#### To be done:
Write out each line of the listing as it stands, without the images.

#### Source data:
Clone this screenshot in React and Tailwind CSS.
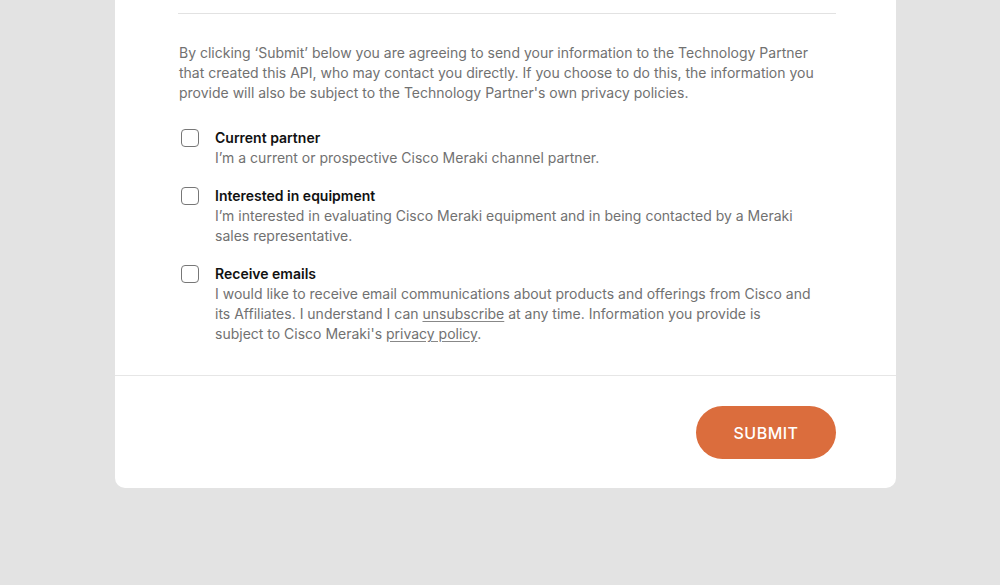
export default function App() {
  const items = [
    {
      title: "Current partner",
      body: <>I’m a current or prospective Cisco Meraki channel partner.</>,
    },
    {
      title: "Interested in equipment",
      body: <>I’m interested in evaluating Cisco Meraki equipment and in being contacted by a Meraki sales representative.</>,
    },
    {
      title: "Receive emails",
      body: (
        <>
          I would like to receive email communications about products and offerings from Cisco and its Affiliates. I understand I can{" "}
          <a href="#" className="underline underline-offset-2 decoration-[#888]">unsubscribe</a> at any time. Information you provide is subject to Cisco
          Meraki's <a href="#" className="underline underline-offset-2 decoration-[#888]">privacy policy</a>.
        </>
      ),
    },
  ];

  return (
    <div className="min-h-[585px] bg-[#e3e3e3] font-['Inter',sans-serif]">
      <div className="ml-[115px] w-[781px] bg-white rounded-b-[10px]">
        <div className="pt-[13px] pl-[63px] pr-[60px] pb-[31px]">
          <div className="border-t border-[#e2e2e2]" />
          <p className="mt-[29px] text-[14px] leading-[20px] text-[#717171] pl-px">
            By clicking ‘Submit’ below you are agreeing to send your information to the Technology Partner that created this API, who may contact you directly. If you choose to do this, the information you provide will also be subject to the Technology Partner's own privacy policies.
          </p>
          <div className="mt-[25px] flex flex-col gap-[18px]">
            {items.map((it) => (
              <label key={it.title} className="flex gap-4 cursor-pointer">
                <input type="checkbox" className="appearance-none mt-px ml-[3px] w-[18px] h-[18px] shrink-0 rounded-[4px] border-[1.5px] border-[#777] bg-white" />
                <div className="text-[14px] leading-[20px] pr-6">
                  <div className="font-semibold text-[#111]">{it.title}</div>
                  <div className="text-[#717171]">{it.body}</div>
                </div>
              </label>
            ))}
          </div>
        </div>
        <div className="border-t border-[#e6e6e6] flex justify-end pr-[60px] pt-[30px] pb-[29px]">
          <button className="w-[140px] h-[53px] rounded-full bg-[#db6d3d] text-white text-[16px] font-medium tracking-[0.03em]">
            SUBMIT
          </button>
        </div>
      </div>
    </div>
  );
}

#### Task answer:
Clone this screenshot in React and Tailwind CSS.
export default function App() {
  const items = [
    {
      title: "Current partner",
      body: <>I’m a current or prospective Cisco Meraki channel partner.</>,
    },
    {
      title: "Interested in equipment",
      body: <>I’m interested in evaluating Cisco Meraki equipment and in being contacted by a Meraki sales representative.</>,
    },
    {
      title: "Receive emails",
      body: (
        <>
          I would like to receive email communications about products and offerings from Cisco and its Affiliates. I understand I can{" "}
          <a href="#" className="underline underline-offset-2 decoration-[#888]">unsubscribe</a> at any time. Information you provide is subject to Cisco
          Meraki's <a href="#" className="underline underline-offset-2 decoration-[#888]">privacy policy</a>.
        </>
      ),
    },
  ];

  return (
    <div className="min-h-[585px] bg-[#e3e3e3] font-['Inter',sans-serif]">
      <div className="ml-[115px] w-[781px] bg-white rounded-b-[10px]">
        <div className="pt-[13px] pl-[63px] pr-[60px] pb-[31px]">
          <div className="border-t border-[#e2e2e2]" />
          <p className="mt-[29px] text-[14px] leading-[20px] text-[#717171] pl-px">
            By clicking ‘Submit’ below you are agreeing to send your information to the Technology Partner that created this API, who may contact you directly. If you choose to do this, the information you provide will also be subject to the Technology Partner's own privacy policies.
          </p>
          <div className="mt-[25px] flex flex-col gap-[18px]">
            {items.map((it) => (
              <label key={it.title} className="flex gap-4 cursor-pointer">
                <input type="checkbox" className="appearance-none mt-px ml-[3px] w-[18px] h-[18px] shrink-0 rounded-[4px] border-[1.5px] border-[#777] bg-white" />
                <div className="text-[14px] leading-[20px] pr-6">
                  <div className="font-semibold text-[#111]">{it.title}</div>
                  <div className="text-[#717171]">{it.body}</div>
                </div>
              </label>
            ))}
          </div>
        </div>
        <div className="border-t border-[#e6e6e6] flex justify-end pr-[60px] pt-[30px] pb-[29px]">
          <button className="w-[140px] h-[53px] rounded-full bg-[#db6d3d] text-white text-[16px] font-medium tracking-[0.03em]">
            SUBMIT
          </button>
        </div>
      </div>
    </div>
  );
}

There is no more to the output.